Include your contact information. Often, publications will call to verify your identity and confirm that you submitted the LTE. So be sure to include your name, email and phone number when you submit your letter.

Use a catchy title. Your title should offer a preview of what your letter is about in a way that attracts the attention of your audience.

Talk about the issue from your perspective. Your LTE should seek to answer these two questions: Why is this issue important to you? Why is it important to people in your community?

For additional support on submitting a letter to the editor on a topic, reach out to NCIT or your local organization directly. They can provide talking points or data to support your opinion on a public policy issue.

It’s important to note that media and technologies are interconnected. A good advocacy campaign plan will incorporate pieces from more than one type of media.

Engaging on social networking sites such as Facebook, Twitter, Instagram, TikTok and others have changed the ways people communicate. These sites update millions of people on the latest news and what their friends, celebrities, and in some cases, strangers are doing

Connect with Elected Officials. In addition to connecting with fellow NCIT advocates, you can use these sites to connect with elected officials. See if your legislators are on Facebook, Twitter, etc., and “friend” them. You can find out about events they’re hosting and participate, learn about their priority issues and communicate your policy issue interests.

Add to ongoing conversation. You don’t necessarily need to start an online conversation about your issue to have impact. In fact, there may already be one that you can add to. Check to see if there are relevant hashtags and active conversations about the issue area.

YouTube and other video-sharing websites have also become mainstream in spreading information, gaining support through numerous views of video clips and creating the occasional viral sensation. Most social networking sites share video as well, including Facebook, Twitter, Instagram and TikTok.

You can also stay informed, engage in the political process and comment on heart and stroke
health issues via Congress YouTube sites:

Personal video messages can be another effective way to communicate with lawmakers at all levels. Consider sharing a video message and sending a link to your lawmakers to view. Messages from the heart make a difference.

Blogs and microblogs are an outlet to express your opinions on many topics and create readership audience. Readers can respond, so blogs offer more of a conversation online.

Microblogging is a short form of communication and on many services are limited to no more than 150 characters. The most popular microblogging tool is Twitter.

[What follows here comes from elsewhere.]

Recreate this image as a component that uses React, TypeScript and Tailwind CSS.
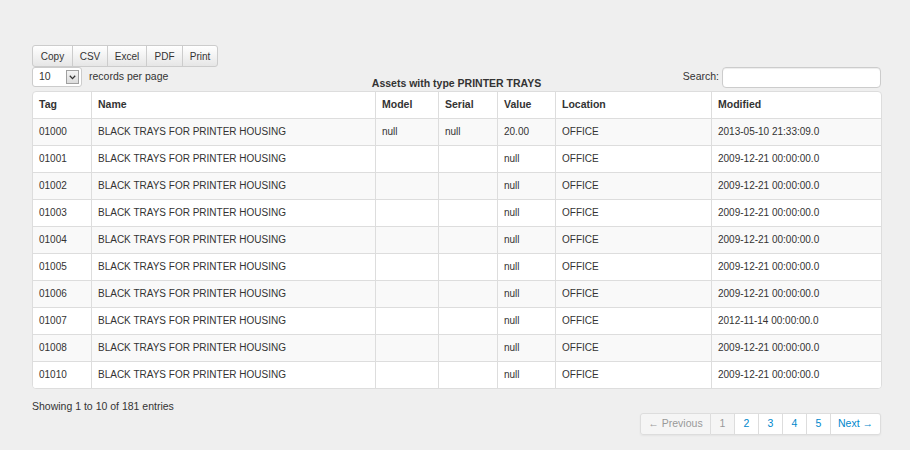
import React from 'react';

const columns = [
  { key: 'tag', label: 'Tag', width: 59 },
  { key: 'name', label: 'Name', width: 284 },
  { key: 'model', label: 'Model', width: 63 },
  { key: 'serial', label: 'Serial', width: 59 },
  { key: 'value', label: 'Value', width: 58 },
  { key: 'location', label: 'Location', width: 156 },
  { key: 'modified', label: 'Modified', width: 170 },
];

type Row = { tag: string; model: string; serial: string; value: string; modified: string };

const NAME = 'BLACK TRAYS FOR PRINTER HOUSING';

const rows: Row[] = [
  { tag: '01000', model: 'null', serial: 'null', value: '20.00', modified: '2013-05-10 21:33:09.0' },
  { tag: '01001', model: '', serial: '', value: 'null', modified: '2009-12-21 00:00:00.0' },
  { tag: '01002', model: '', serial: '', value: 'null', modified: '2009-12-21 00:00:00.0' },
  { tag: '01003', model: '', serial: '', value: 'null', modified: '2009-12-21 00:00:00.0' },
  { tag: '01004', model: '', serial: '', value: 'null', modified: '2009-12-21 00:00:00.0' },
  { tag: '01005', model: '', serial: '', value: 'null', modified: '2009-12-21 00:00:00.0' },
  { tag: '01006', model: '', serial: '', value: 'null', modified: '2009-12-21 00:00:00.0' },
  { tag: '01007', model: '', serial: '', value: 'null', modified: '2012-11-14 00:00:00.0' },
  { tag: '01008', model: '', serial: '', value: 'null', modified: '2009-12-21 00:00:00.0' },
  { tag: '01010', model: '', serial: '', value: 'null', modified: '2009-12-21 00:00:00.0' },
];

const toolButtons = [
  { label: 'Copy', w: 41 },
  { label: 'CSV', w: 36 },
  { label: 'Excel', w: 40 },
  { label: 'PDF', w: 37 },
  { label: 'Print', w: 36 },
];

function ExportButtons() {
  return (
    <div className="flex h-[22px] w-fit">
      {toolButtons.map((b, i) => (
        <button
          key={b.label}
          style={{ width: b.w }}
          className={
            'h-[22px] border border-[#cccccc] bg-gradient-to-b from-white to-[#e6e6e6] text-center text-[10px] text-[#333333] shadow-[inset_0_1px_0_rgba(255,255,255,0.3)] ' +
            (i === 0 ? 'rounded-l-[3px] ' : '-ml-px ') +
            (i === toolButtons.length - 1 ? 'rounded-r-[3px]' : '')
          }
        >
          {b.label}
        </button>
      ))}
    </div>
  );
}

function LengthSelect() {
  return (
    <div className="flex items-center gap-[7px]">
      <div className="flex h-[20px] w-[50px] items-center justify-between rounded-[3px] border border-[#cccccc] bg-white pl-[6px] pr-[2px]">
        <span className="text-[10.5px] text-[#333333]">10</span>
        <span className="flex h-[14px] w-[13px] items-center justify-center border border-[#a0a0a0] bg-gradient-to-b from-[#f4f4f4] to-[#dcdcdc]">
          <svg width="7" height="5" viewBox="0 0 7 5">
            <path d="M0.8 0.8 L3.5 3.6 L6.2 0.8" fill="none" stroke="#333" strokeWidth="1.3" />
          </svg>
        </span>
      </div>
      <span className="text-[10.5px] text-[#333333]">records per page</span>
    </div>
  );
}

function SearchBox() {
  return (
    <div className="flex items-center justify-end gap-[3px]">
      <span className="mb-[2px] text-[10.5px] text-[#333333]">Search:</span>
      <div className="h-[21px] w-[159px] rounded-[4px] border border-[#cccccc] bg-white shadow-[inset_0_1px_1px_rgba(0,0,0,0.075)]" />
    </div>
  );
}

function Pagination() {
  const items = [
    { label: '← Previous', w: 71, state: 'disabled' },
    { label: '1', w: 24, state: 'active' },
    { label: '2', w: 24, state: '' },
    { label: '3', w: 24, state: '' },
    { label: '4', w: 24, state: '' },
    { label: '5', w: 24, state: '' },
    { label: 'Next →', w: 50, state: '' },
  ];
  return (
    <div className="flex h-[22px] rounded-[3px] shadow-[0_1px_2px_rgba(0,0,0,0.05)]">
      {items.map((it, i) => (
        <span
          key={it.label}
          style={{ width: it.w }}
          className={
            'flex h-[22px] items-center justify-center border border-[#dddddd] text-[10.5px] ' +
            (i === 0 ? 'rounded-l-[3px] ' : 'border-l-0 ') +
            (i === items.length - 1 ? 'rounded-r-[3px] ' : '') +
            (it.state === 'disabled'
              ? 'bg-[#f5f5f5] text-[#999999]'
              : it.state === 'active'
                ? 'bg-[#f5f5f5] text-[#999999]'
                : 'bg-white text-[#0088cc]')
          }
        >
          {it.label}
        </span>
      ))}
    </div>
  );
}

export default function App() {
  return (
    <div
      className="min-h-[450px] w-[910px] bg-[#efefef] pt-[45px]"
      style={{ fontFamily: '"Liberation Sans", Arial, sans-serif' }}
    >
      <div className="ml-[32px] w-[849px]">
        <ExportButtons />
        <div className="grid h-[24px] grid-cols-[1fr_auto_1fr] items-start">
          <LengthSelect />
          <div className="self-end pb-[1px] text-[10.5px] font-bold leading-[14px] text-[#333333]">
            Assets with type PRINTER TRAYS
          </div>
          <SearchBox />
        </div>

        <table className="w-[849px] table-fixed border-separate border-spacing-0 overflow-hidden rounded-[4px] border border-[#dddddd] bg-white text-[10px] text-[#333333]">
          <colgroup>
            {columns.map((c, i) => (
              <col key={c.key} style={{ width: i === 0 ? c.width - 1 : c.width }} />
            ))}
          </colgroup>
          <thead>
            <tr className="h-[26px]">
              {columns.map((c, i) => (
                <th
                  key={c.key}
                  className={'px-[6px] text-left text-[10.5px] font-bold ' + (i > 0 ? 'border-l border-[#dddddd]' : '')}
                >
                  {c.label}
                </th>
              ))}
            </tr>
          </thead>
          <tbody>
            {rows.map((r, ri) => {
              const cells = [r.tag, NAME, r.model, r.serial, r.value, 'OFFICE', r.modified];
              return (
                <tr key={r.tag} className={'h-[27px] ' + (ri % 2 === 0 ? 'bg-[#f9f9f9]' : 'bg-white')}>
                  {cells.map((v, ci) => (
                    <td
                      key={ci}
                      className={
                        'border-t border-[#dddddd] px-[6px] leading-[26px] ' + (ci > 0 ? 'border-l' : '')
                      }
                    >
                      {v}
                    </td>
                  ))}
                </tr>
              );
            })}
          </tbody>
        </table>

        <div className="flex items-start justify-between">
          <div className="mt-[10px] text-[10.5px] text-[#333333]">Showing 1 to 10 of 181 entries</div>
          <div className="mt-[24px]">
            <Pagination />
          </div>
        </div>
      </div>
    </div>
  );
}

You can also subscribe to health care policy blogs or the personal blogs of elected officials to learn about priorities and start a dialogue in these forums. Also, look for opportunities to comment on blogs on newspaper websites to deliver your message on topics relevant to AHA policy issues.

As media continues to evolve, these popular sites may change. So be sure to connect with NCIt and your local organizations who can be a resource for you.

As advocates, it’s important to influence lawmakers who are present on social media through a host of different communication channels to make a difference.